Fortunately, many of these babies can survive with basic warmth and feeding support. Malawi has been implementing Kangaroo Mother Care (KMC) for almost 20 years. KMC ensures continuous skin-to-skin contact with babies and facilitates breastfeeding and because these fragile newborns are kept close to their mothers or other family caretakers, they are also protected from life-threatening infections. The Ministry of Health (MOH) developed KMC guidelines in 2005, is implementing KMC in health centers, and has included KMC in pre-service education for medical and nursing students. Despite the MOH’s clear commitment, however, there are gaps in the quality of care provided to early and small babies in Malawi.

A woman holding her baby skin-to-skin in the KMC unit at Balaka District Hospital.
Photo by Judith Robb-McCord

To address these gaps, Every Preemie—SCALE, a USAID-funded project, worked with the Balaka District Health Office to develop the Family-Led Care model to improve the quality of KMC provided to inpatient early and small babies and to empower mothers and other family caretakers to actively care for their newborns both in the facility and once home post-discharge. The model is also designed to strengthen post-discharge follow-up care by ensuring that community-based health workers are checking on babies once they go home and encouraging families to take their babies to the health facility for important follow up care. Implementation of the model began in April 2017.

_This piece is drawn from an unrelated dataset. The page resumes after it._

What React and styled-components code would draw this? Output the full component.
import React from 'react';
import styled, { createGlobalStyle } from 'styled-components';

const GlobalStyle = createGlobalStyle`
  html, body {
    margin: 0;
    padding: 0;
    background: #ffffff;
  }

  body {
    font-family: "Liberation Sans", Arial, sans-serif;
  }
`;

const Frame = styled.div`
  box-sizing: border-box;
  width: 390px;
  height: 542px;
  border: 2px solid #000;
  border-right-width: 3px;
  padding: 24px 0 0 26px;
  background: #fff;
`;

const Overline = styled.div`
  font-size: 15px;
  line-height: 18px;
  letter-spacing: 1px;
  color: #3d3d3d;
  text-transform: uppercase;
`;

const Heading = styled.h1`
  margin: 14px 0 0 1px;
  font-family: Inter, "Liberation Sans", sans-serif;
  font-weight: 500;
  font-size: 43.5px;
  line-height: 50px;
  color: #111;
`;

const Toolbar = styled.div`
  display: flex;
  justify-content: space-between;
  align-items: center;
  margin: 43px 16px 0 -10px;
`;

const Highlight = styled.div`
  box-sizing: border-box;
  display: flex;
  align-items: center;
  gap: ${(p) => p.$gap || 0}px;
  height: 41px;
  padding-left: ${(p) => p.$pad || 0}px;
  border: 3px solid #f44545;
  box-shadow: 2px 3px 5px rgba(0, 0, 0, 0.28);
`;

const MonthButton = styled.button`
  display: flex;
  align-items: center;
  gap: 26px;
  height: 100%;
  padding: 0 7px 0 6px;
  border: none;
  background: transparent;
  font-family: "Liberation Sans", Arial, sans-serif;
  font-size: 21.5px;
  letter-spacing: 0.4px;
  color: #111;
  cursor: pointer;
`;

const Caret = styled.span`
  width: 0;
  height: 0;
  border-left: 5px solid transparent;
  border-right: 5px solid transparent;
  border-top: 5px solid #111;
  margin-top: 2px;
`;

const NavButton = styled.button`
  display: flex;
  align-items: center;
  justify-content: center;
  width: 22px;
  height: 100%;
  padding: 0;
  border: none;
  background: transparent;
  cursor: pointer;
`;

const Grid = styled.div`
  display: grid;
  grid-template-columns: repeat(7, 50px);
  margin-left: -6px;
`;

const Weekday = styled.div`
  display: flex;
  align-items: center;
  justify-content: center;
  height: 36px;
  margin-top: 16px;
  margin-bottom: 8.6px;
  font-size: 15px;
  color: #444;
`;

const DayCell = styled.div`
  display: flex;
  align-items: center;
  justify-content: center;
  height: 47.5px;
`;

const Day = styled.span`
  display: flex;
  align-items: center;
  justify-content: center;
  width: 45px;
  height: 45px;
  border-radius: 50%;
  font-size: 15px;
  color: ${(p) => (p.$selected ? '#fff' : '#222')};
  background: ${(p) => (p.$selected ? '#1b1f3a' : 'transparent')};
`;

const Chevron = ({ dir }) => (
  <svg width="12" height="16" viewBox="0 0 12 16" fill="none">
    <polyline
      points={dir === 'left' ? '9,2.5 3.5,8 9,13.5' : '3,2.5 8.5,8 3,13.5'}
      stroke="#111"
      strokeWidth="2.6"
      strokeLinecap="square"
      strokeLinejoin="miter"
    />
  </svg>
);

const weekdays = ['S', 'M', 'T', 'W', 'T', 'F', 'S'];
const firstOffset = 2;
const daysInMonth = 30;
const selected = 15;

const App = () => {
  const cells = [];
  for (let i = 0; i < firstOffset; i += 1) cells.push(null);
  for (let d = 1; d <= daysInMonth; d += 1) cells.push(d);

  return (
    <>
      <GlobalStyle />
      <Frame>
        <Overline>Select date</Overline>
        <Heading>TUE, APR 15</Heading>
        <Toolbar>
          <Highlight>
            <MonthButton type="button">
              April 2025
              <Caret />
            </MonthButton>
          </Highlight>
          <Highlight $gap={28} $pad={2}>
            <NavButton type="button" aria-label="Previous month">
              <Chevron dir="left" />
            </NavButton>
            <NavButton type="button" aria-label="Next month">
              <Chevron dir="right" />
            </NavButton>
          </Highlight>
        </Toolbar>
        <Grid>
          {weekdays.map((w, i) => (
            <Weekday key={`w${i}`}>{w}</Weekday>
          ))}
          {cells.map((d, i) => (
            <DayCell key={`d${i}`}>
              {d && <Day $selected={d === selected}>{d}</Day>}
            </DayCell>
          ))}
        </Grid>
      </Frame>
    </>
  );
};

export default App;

To measure the effect of the model, Every Preemie is supporting implementation research in Balaka district in collaboration with local partners: the University of Malawi, College of Medicine; and MaiKhanda Trust. This research will assess whether the model has achieved its expected outcomes including improved survival of newborns who are receiving KMC. The University of Malawi, College of Medicine is implementing a health care provider study which will measure health care providers’ competencies, attitudes, perceptions and practices as related to their experience implementing the Family-Led Care model. Concurrently, MaiKhanda Trust is implementing a caregiver study to measure parent and family knowledge, attitudes and care practices for early and small newborns based on the counseling and support they received while practicing KMC in targeted health facilities. Data collection is now underway for both studies. The results of these two studies, combined with ongoing data collection from MOH records at health facilities, will demonstrate the effect of the Family-Led Care model on quality of KMC in facilities, follow-up care, and family confidence in caring for their babies.

Irene Kamanga, Every Preemie’s Malawi Technical Advisor, stated, “through the Family-Led Care model, families take part in caring for their babies while in the hospital, making it easier for them to continue care at home – a potentially lifesaving difference.” If the implementation research indicates that Family-Led Care is a successful model for addressing the needs of early and small babies in Balaka district, it is poised for scale-up to the rest of the country.